How dirt and dust damage wood floors
One way dirt and dust damage wood floors is discoloration. Heavy foot traffic breaks down these elements into grime that sticks to the floor, making it look blotchy. Over time, the grime can work its way into small cracks and even the wood grain itself. This can cause deep discoloration that is extremely difficult to remove without sanding and refinishing.
Another, more obvious, way dirt and dust damage floors is by causing scratches and abrasions. When a person’s foot or dog’s paw comes in contact with a large, coarse particle resting on a wood floor, it can cause damage. Aside from an unsightly look, these scratches and abrasions expose wood to water, which can result in swelling or cracking. They can also become traps for grime, leading to the discoloration.
Ways to prevent damage
The best way to prevent dirt and dust from damaging wood floors is to reduce the amount that is brought in from outside. A simple way to accomplish this is to ensure shoes are removed before walking on the floors, eliminating these elements from being tracked in. Other ways to keep floors in top condition include: regularly cleaning the entryway areas, frequent vacuuming of carpeted floors, placing a rug or mat outside of each entrance, and keeping windows closed, especially on windy days. With these simple tips, you will prevent a lot of dirt from ever getting in the house.
No matter how many precautions you take to keep dirt and dust off your wood floors, it’s inevitable that some will find its way in. So if there is one thing you do, be sure it’s regular cleaning. This way, dirt and dust get picked up frequently, greatly reducing the chance for damage. And when you do clean, consider using something other than a broom, which scatters and flings, leaving much of the mess behind. Instead, try a sweeping tool designed to trap and lock dirt and dust, resulting in a more thorough clean.

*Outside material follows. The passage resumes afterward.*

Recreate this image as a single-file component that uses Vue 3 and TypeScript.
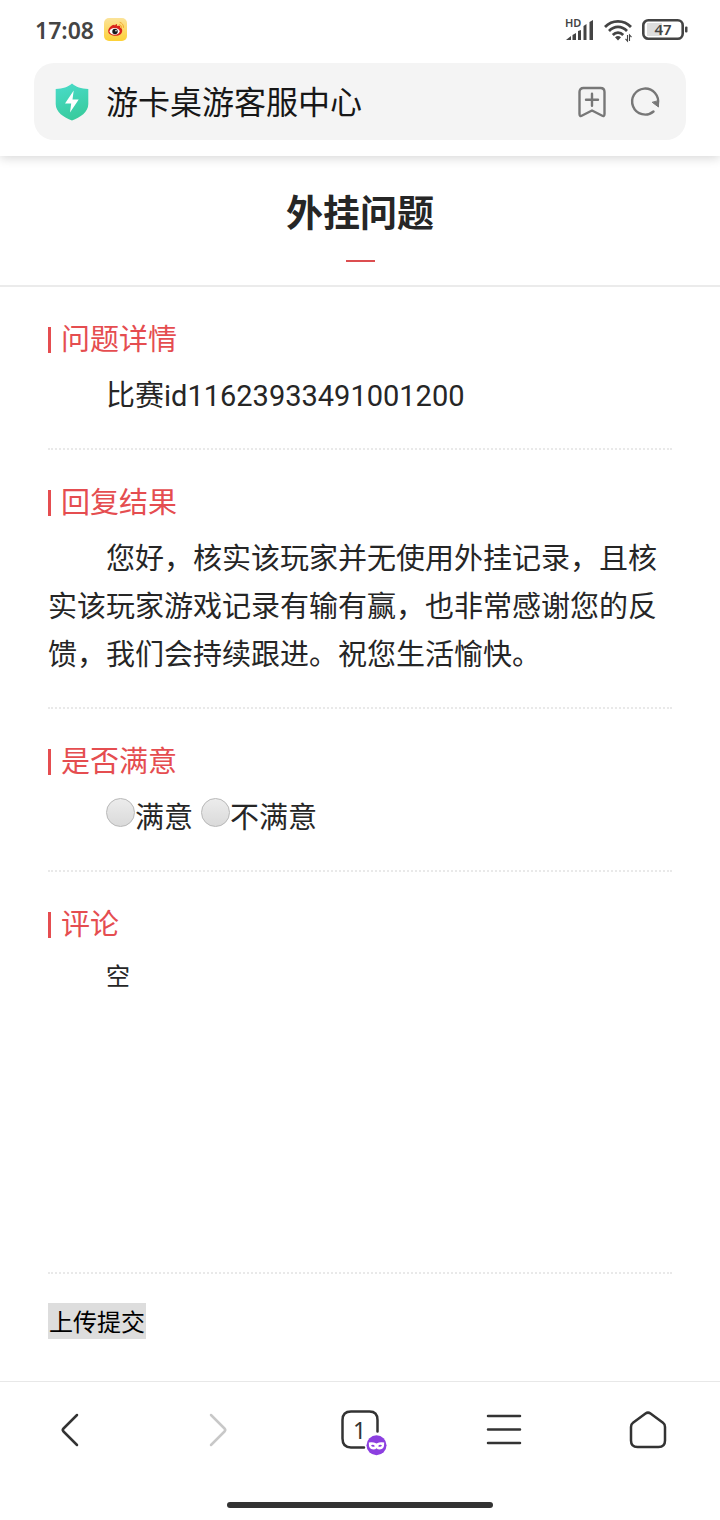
<script setup lang="ts">
import { ref } from 'vue'

const satisfaction = ref<string>('')
const comment = ref<string>('空')
const options: { value: string; label: string }[] = [
  { value: 'yes', label: '满意' },
  { value: 'no', label: '不满意' },
]
</script>

<template>
  <div class="screen">
    <header class="top">
      <div class="status">
        <div class="status-left">
          <time>17:08</time>
          <svg class="weibo" viewBox="0 0 23 23" aria-hidden="true">
            <defs>
              <linearGradient id="weibo-bg" x1="0" y1="0" x2="0" y2="1">
                <stop offset="0" stop-color="#fbe39a" />
                <stop offset="1" stop-color="#fdd136" />
              </linearGradient>
            </defs>
            <rect width="23" height="23" rx="5" fill="url(#weibo-bg)" />
            <path d="M4.200 13c0-2.700 3.800-6.200 5.800-6.200.6 0 .8.300.9.900.6-1 1-1.800 1.700-1.800.8.400.4 1.500.2 2.300 2-.7 3.900-.6 3.400 1.600 1.400.3 2 1.400 2 2.900 0 3-2.800 5-6.500 5s-7.500-1.400-7.500-4.700z" fill="#d9241c" />
            <ellipse cx="10.600" cy="13.300" rx="5" ry="3.400" fill="#fff" />
            <circle cx="11" cy="13.500" r="2.700" fill="#17191d" />
            <circle cx="12" cy="12.700" r=".8" fill="#fff" />
            <path d="M15.500 6.600a2.500 2.500 0 0 1 2 3M16 4.400a5 5 0 0 1 3.500 5" fill="none" stroke="#f3a62c" stroke-width="1" stroke-linecap="round" />
          </svg>
        </div>
        <div class="status-right">
          <svg class="signal" viewBox="0 0 29 24" aria-hidden="true">
            <text x="0" y="9" font-size="11" font-weight="600">HD</text>
            <path d="M1 22l5-4v4zM7.500 17l3.500-2v7H7.500zM13 13l3-1v10h-3zM18.500 8l3-2v16h-3zM24.500 4l3.500-2v20h-3.500z" />
          </svg>
          <svg class="wifi" viewBox="0 0 28 24" aria-hidden="true">
            <g fill="none" stroke="#444" stroke-width="2.700">
              <path d="M1 9C8 1.500 20 1.500 27 9" />
              <path d="M5 13C10.300 7.500 17.700 7.500 23 13" />
              <path d="M8.800 17c3-3.200 7.400-3.200 10.400 0" />
            </g>
            <path d="M11 19.200q3-2.500 6 0l-3 3.300z" fill="#444" />
            <path d="M23.500 17v6l-2-2.200M25.500 23v-6l2 2.200" fill="none" stroke="#444" stroke-width="1.100" />
          </svg>
          <svg class="battery" viewBox="0 0 46 21" aria-hidden="true">
            <rect x="5" y="4" width="15" height="13" fill="#ddd" />
            <rect x="1.300" y="1.300" width="39.400" height="18.400" rx="5" fill="none" stroke="#444" stroke-width="2.600" />
            <rect x="43" y="7.500" width="2.500" height="6" rx="1" fill="#444" />
            <text x="21" y="16" font-size="15" font-weight="600" text-anchor="middle">47</text>
          </svg>
        </div>
      </div>
      <div class="address">
        <svg class="shield" viewBox="0 0 34 38" aria-hidden="true">
          <defs>
            <linearGradient id="shield-bg" x1="0" y1="0" x2="0.300" y2="1">
              <stop offset="0" stop-color="#4adccb" />
              <stop offset="1" stop-color="#39cc9f" />
            </linearGradient>
          </defs>
          <path d="M17 .5C21 4 26 5.500 33.300 6v15c0 8-8 13.500-16.300 16.500C8.700 34.500.7 29 .7 21V6C8 5.500 13 4 17 .5z" fill="url(#shield-bg)" />
          <path d="M18.700 7.500L10 20.500h6.200L15 29.500l8.700-13h-6.200z" fill="#fff" />
        </svg>
        <span class="site">游卡桌游客服中心</span>
        <button class="tool" type="button" aria-label="添加书签">
          <svg viewBox="0 0 28 32" aria-hidden="true">
            <path d="M5.500 2h17q4 0 4 4v22q0 3-2.700 1.500L14 24.500 4.200 29.500Q1.500 31 1.500 28V6q0-4 4-4zM14 7.800v12M8 13.800h12" />
          </svg>
        </button>
        <button class="tool" type="button" aria-label="刷新">
          <svg viewBox="0 0 28 32" aria-hidden="true">
            <path d="M22.500 25.500A13 13 0 1 1 26.800 18.500" />
            <path class="solid" d="M27.500 15v6L21.500 16.500z" />
          </svg>
        </button>
      </div>
    </header>

    <main>
      <div class="title"><h1>外挂问题</h1></div>
      <form class="content" @submit.prevent>
        <section>
          <h2>问题详情</h2>
          <p>比赛id11623933491001200</p>
        </section>
        <section>
          <h2>回复结果</h2>
          <p>您好，核实该玩家并无使用外挂记录，且核实该玩家游戏记录有输有赢，也非常感谢您的反馈，我们会持续跟进。祝您生活愉快。</p>
        </section>
        <section>
          <h2 id="rating-title">是否满意</h2>
          <div class="choices" role="radiogroup" aria-labelledby="rating-title">
            <label v-for="o in options" :key="o.value">
              <input v-model="satisfaction" type="radio" name="rating" :value="o.value" />
              <span>{{ o.label }}</span>
            </label>
          </div>
        </section>
        <section>
          <h2><label for="comment">评论</label></h2>
          <textarea id="comment" v-model="comment"></textarea>
        </section>
        <button class="submit" type="submit">上传提交</button>
      </form>
    </main>

    <footer>
      <nav>
        <button type="button" aria-label="后退">
          <svg viewBox="0 0 48 48" aria-hidden="true"><path d="M29 9L15.500 22.500q-1.500 1.500 0 3L29 39" /></svg>
        </button>
        <button type="button" aria-label="前进" disabled>
          <svg viewBox="0 0 48 48" aria-hidden="true"><path d="M19 9l13.500 13.500q1.500 1.500 0 3L19 39" /></svg>
        </button>
        <button type="button" aria-label="标签页">
          <svg viewBox="0 0 48 48" aria-hidden="true">
            <path d="M28 41.500H15q-8.500 0-8.500-9V14q0-8.500 8.500-8.500h18.500q8 0 8 8.500v11.500" />
            <text x="23.500" y="32.500" font-size="23" text-anchor="middle">1</text>
            <circle cx="40.500" cy="39.300" r="10" fill="#8c3fe0" />
            <path class="mask" d="M32.800 36.500q4.200-.8 7.700 1 3.500-1.800 7.700-1 .3 7-4.500 7-2.200 0-3.200-1.200-1 1.200-3.200 1.200-4.800 0-4.500-7z" />
            <path class="eyes" d="M35 39.200q2.700-1 3.900 1-2.700 1.600-3.900-1zM46 39.200q-2.700-1-3.900 1 2.700 1.600 3.900-1z" />
          </svg>
        </button>
        <button type="button" aria-label="菜单">
          <svg viewBox="0 0 48 48" aria-hidden="true"><path d="M8 10h32M8 23.500h32M8 37h32" /></svg>
        </button>
        <button type="button" aria-label="主页">
          <svg viewBox="0 0 48 48" aria-hidden="true"><path d="M21.500 7.500q2.500-1.800 5 0l12.500 9.300q2 1.500 2 4.200v13.500q0 6.500-6.500 6.500h-21Q7 41 7 34.500V21q0-2.700 2-4.200z" /></svg>
        </button>
      </nav>
      <div class="home-bar"></div>
    </footer>
  </div>
</template>

<style>
body {
  margin: 0;
  background: #fff;
}
</style>

<style scoped>
.screen {
  min-height: 100vh;
  display: flex;
  flex-direction: column;
  font-family: Roboto, "Noto Sans CJK SC", sans-serif;
  color: #262626;
}
svg {
  display: block;
  overflow: visible;
}
button {
  border: 0;
  padding: 0;
  background: none;
  font: inherit;
  color: inherit;
}
.top {
  padding: 0 34px 16px;
  box-shadow: 0 2px 10px rgba(0, 0, 0, 0.16);
}
.status {
  height: 63px;
  padding: 0 0 4px 1px;
  box-sizing: border-box;
  display: flex;
  justify-content: space-between;
  align-items: center;
  font-family: "Noto Sans", sans-serif;
  font-size: 23px;
  font-weight: 600;
  color: #444;
}
.status text {
  fill: #444;
}
.status-left {
  display: flex;
  align-items: center;
  gap: 10px;
}
.weibo {
  width: 23px;
  height: 23px;
}
.status-right {
  display: flex;
  align-items: center;
  gap: 10px;
  margin-right: -2px;
}
.signal {
  width: 29px;
  height: 24px;
  fill: #444;
}
.wifi {
  width: 28px;
  height: 24px;
}
.battery {
  width: 46px;
  height: 21px;
}
.address {
  height: 77px;
  padding: 0 27px 0 21px;
  display: flex;
  align-items: center;
  border-radius: 20px;
  background: #f4f4f4;
}
.shield {
  width: 34px;
  height: 38px;
  margin-right: 17px;
}
.site {
  flex: 1;
  padding-top: 2px;
  font-size: 32px;
  line-height: 48px;
  color: #171717;
}
.tool {
  margin-left: 25px;
}
.tool svg {
  width: 28px;
  height: 32px;
  fill: none;
  stroke: #777;
  stroke-width: 2.4;
  stroke-linecap: round;
  stroke-linejoin: round;
}
.tool .solid {
  fill: #777;
  stroke-width: 1;
}
main {
  flex: 1;
}
.title {
  padding: 31px 0 23px;
  border-bottom: 2px solid #ebebeb;
  text-align: center;
}
h1 {
  margin: 0;
  font-size: 37px;
  line-height: 56px;
  font-weight: 700;
}
h1::after {
  content: "";
  display: block;
  width: 29px;
  height: 2px;
  margin: 17px auto 0;
  background: #dc4e50;
}
.content {
  padding: 0 48px 42px;
}
section {
  padding: 29px 0 28px;
  border-bottom: 2px dotted #e9e9e9;
}
h2 {
  display: flex;
  align-items: center;
  gap: 10px;
  margin: 0 0 8px;
  font-size: 29px;
  line-height: 48px;
  font-weight: 400;
  color: #e54d50;
}
h2::before {
  content: "";
  width: 3px;
  height: 26px;
  background: #e54d50;
}
p {
  margin: 0;
  font-size: 29px;
  line-height: 48px;
  text-indent: 2em;
}
.choices {
  display: flex;
  flex-wrap: wrap;
  gap: 8px;
  padding-left: 58px;
  font-size: 29px;
  line-height: 48px;
}
.choices label {
  display: flex;
}
input {
  appearance: none;
  width: 29px;
  height: 29px;
  margin: 4px 0 0;
  border: 1px solid #b8b8b8;
  border-radius: 50%;
  background: linear-gradient(#ececec, #dadada);
}
input:checked {
  border: 8px solid #e54d50;
}
textarea {
  display: block;
  width: 100%;
  height: 287px;
  box-sizing: border-box;
  padding: 0 58px;
  border: 0;
  resize: none;
  outline: 0;
  background: none;
  font-family: inherit;
  font-size: 24px;
  line-height: 40px;
  color: inherit;
}
.submit {
  display: block;
  margin-top: 29px;
  padding: 4px 1px 0;
  background: #ddd;
  font-size: 24px;
  line-height: 32px;
  color: #000;
}
footer {
  border-top: 1px solid #e8e8e8;
  padding-bottom: 12px;
}
nav {
  display: grid;
  grid-template-columns: repeat(5, 1fr);
}
nav button {
  height: 96px;
  display: grid;
  place-items: center;
}
nav svg {
  width: 48px;
  height: 48px;
  fill: none;
  stroke: #333;
  stroke-width: 2.5;
  stroke-linecap: round;
  stroke-linejoin: round;
}
nav button:disabled svg {
  stroke: #c8c8c8;
}
nav text {
  fill: #333;
  stroke: none;
  font-family: "Noto Sans", sans-serif;
}
nav circle {
  stroke: none;
}
nav .mask {
  fill: #fff;
  stroke: none;
}
nav .eyes {
  fill: #8c3fe0;
  stroke: none;
}
.home-bar {
  width: 37%;
  height: 6px;
  margin: 24px auto 0;
  border-radius: 3px;
  background: #333;
}
</style>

If you find you need to do wet cleaning for tacked-down dirt, avoid methods that use excessive water, such as a bucket and mop, because too much moisture can be harmful for your wood floors. Instead, consider using misting spray mops with clean mopping pads. Finally, if you spill wet food or water, blot up immediately with a paper towel or clean, dry cloth before the liquid can seep into abrasions and cracks.
A beautiful wood floor is the centerpiece of a home. And if it is taken care of with regular cleaning and simple precautions to reduce dirt and dust, it will retain its beauty for decades to come.